Thursday, 11 September 2014

Obama’s Syria menu: Where’s the No-Fly Zone?

President Obama’s televised speech yesterday on US action to fight IS (Islamic State / ISIS / ISIL / DAESH) in Syria as well as in Iraq was preceded by a White House dinner with a bipartisan group of foreign policy experts, amongst other communications efforts. Missing from the speech, from dinner reports, from briefings by government spokespeople named and unnamed, was any mention of measures to stop the Assad regime’s ongoing bombing campaign against Syrian civilians.

The Violations Documentation Center in Syria has recorded over 13,200 individuals killed by Assad’s air attacks to date. That’s a minimum count of confirmed killings compiled by one organisation, not the total number killed. Of those, the vast majority were civilians: 12,661 to date, a number likely higher by the time you click on the link. This killing is ongoing: 260 of those civilians were recorded killed in the first ten days of this month.

Assad’s air war is not just a deliberate ongoing threat to civilians, it is also a major threat to the US strategy for fighting IS because that strategy relies on partnering with Syrian opposition forces, and also on establishing inclusive functioning governments in both Iraq and Syria to provide security for all sections of their populations. “A government that can protect them. A government that makes sure that their families are safe…”

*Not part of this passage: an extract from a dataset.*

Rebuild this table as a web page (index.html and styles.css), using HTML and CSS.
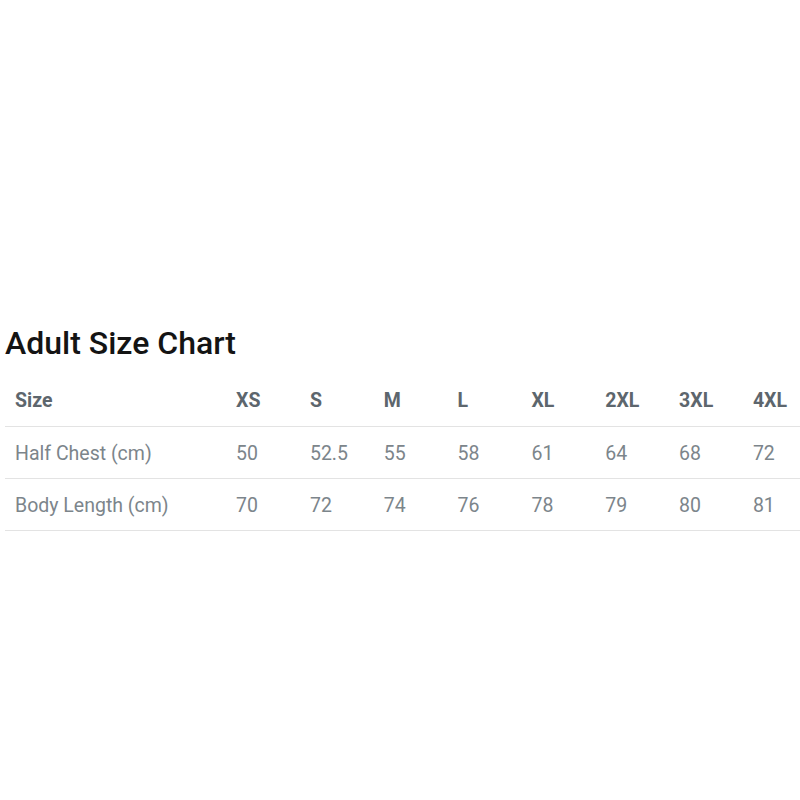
FILE: index.html
```html
<!DOCTYPE html>
<html>
<head>
<meta charset="utf-8">
<link rel="stylesheet" href="styles.css">
</head>
<body>
<div class="page">
  <h2 class="title">Adult Size Chart</h2>
  <table class="chart">
    <colgroup>
      <col class="c-label">
      <col class="c-size"><col class="c-size"><col class="c-size"><col class="c-size">
      <col class="c-size"><col class="c-size"><col class="c-size"><col class="c-last">
    </colgroup>
    <thead>
      <tr><th>Size</th><th>XS</th><th>S</th><th>M</th><th>L</th><th>XL</th><th>2XL</th><th>3XL</th><th>4XL</th></tr>
    </thead>
    <tbody>
      <tr><td>Half Chest (cm)</td><td>50</td><td>52.5</td><td>55</td><td>58</td><td>61</td><td>64</td><td>68</td><td>72</td></tr>
      <tr><td>Body Length (cm)</td><td>70</td><td>72</td><td>74</td><td>76</td><td>78</td><td>79</td><td>80</td><td>81</td></tr>
    </tbody>
  </table>
</div>
</body>
</html>
```
FILE: styles.css
```css
html, body {
  margin: 0;
  padding: 0;
  background: #ffffff;
  overflow: hidden;
}
.page {
  padding: 323px 0 0 5px;
  font-family: Roboto, "Liberation Sans", sans-serif;
}
.title {
  margin: 0;
  height: 40px;
  line-height: 40px;
  font-size: 32px;
  font-weight: 500;
  color: #141414;
}
.chart {
  margin-top: 11px;
  border-collapse: collapse;
  table-layout: fixed;
  width: 795px;
}
.c-label { width: 221px; }
.c-size { width: 73.8px; }
.c-last { width: 57px; }
.chart th, .chart td {
  box-sizing: border-box;
  height: 52px;
  padding: 2px 0 0 10px;
  text-align: left;
  border-bottom: 1px solid #e3e3e3;
  font-size: 19.5px;
  white-space: nowrap;
}
.chart th {
  font-weight: 700;
  color: #5d666d;
}
.chart td {
  font-weight: 400;
  color: #7c858b;
}
```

Now that Obama has committed the US to fighting IS in Syria by means of both US strikes and greater support for Syrian opposition forces fighting IS on the ground, immediate measures should be taken to stop Assad’s attacks.

The US should declare that Assad’s air attacks are not only an ongoing breach of UN Security Council Resolution 2139, but are also a threat to US allies in the fight against IS, and a threat to US air operations against IS, and consequently the US should demand the immediate grounding of all military flights by Assad regime aircraft. Any further action by Assad aircraft should be punished by attacks on regime air assets: aircraft, airfields, ammunition stores, and air defences.

This would in effect impose a No-Fly Zone, not by the continuous patrol means seen in the 1990s in Bosnia and Iraq, nor by eradication as seen in Libya, but by means of deterrence and retaliation. This would be both safer and cheaper than other NFZ options.

Failure to take action against regime bombing of civilians would undermine support for US action against IS amongst the Syrian population, as well as exposing US allies amongst the Syrian opposition to avoidable danger. Furthermore, allowing regime air attacks on civilians to continue alongside US air attacks on IS would risk the US being blamed for deaths and injuries caused by the regime.